Italian literary historian (1911–1999)

Aurelia Accame Bobbio (31 January 1911, in Rome – 7 September 1999, in Frascati) was an Italian literary historian. Considered a scholar on the works of Alessandro Manzoni, she is best remembered for her numerous contributions to the Enciclopedia Dantesca. A graduate of the Sapienza University of Rome alongside Vittorio Rossi, she was a member of the Italian Catholic Federation of University Students, and served as chair of Italian Literature at the Sapienza University of Rome in 1970, succeeding Umberto Bosco. She was a cousin of Norberto Bobbio, and married to Silvio Accame.

==Biography==
Born into a Piedmontese family (she was Norberto Bobbio cousin), she moved to Rome when her father took up a post at the Ministry of Justice (Italy). She graduated from Sapienza University of Rome in 1933 with Vittorio Rossi (philologist). Raised in the anti-fascist cultural environment of Piedmont, in Rome she became involved in Catholic anti-fascism, joining the Italian Catholic Federation of University Students and the editorial staff of the magazine “Studium” and participating in political struggles during the Nazi occupation of Rome.

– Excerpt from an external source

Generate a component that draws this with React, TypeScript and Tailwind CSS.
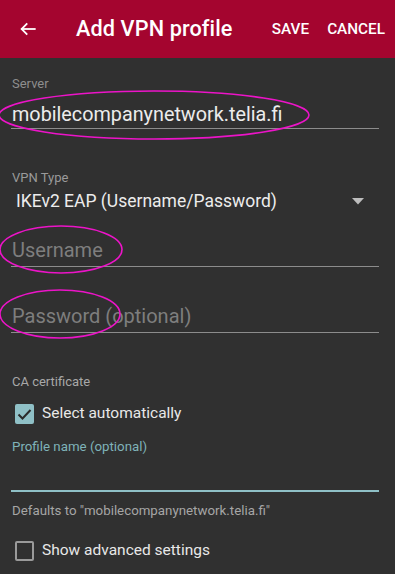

In 1948, she married Silvio Accame. After teaching in high schools for many years, in 1970 he was appointed professor of Italian Literature in the Faculty of Education at the University of Rome, succeeding Umberto Bosco. A scholar of Italian literature in all its forms, with a particular focus on Alessandro Manzoni, for whom she edited several school editions, she published numerous entries in the Enciclopedia Dantesca (Dante Encyclopedia).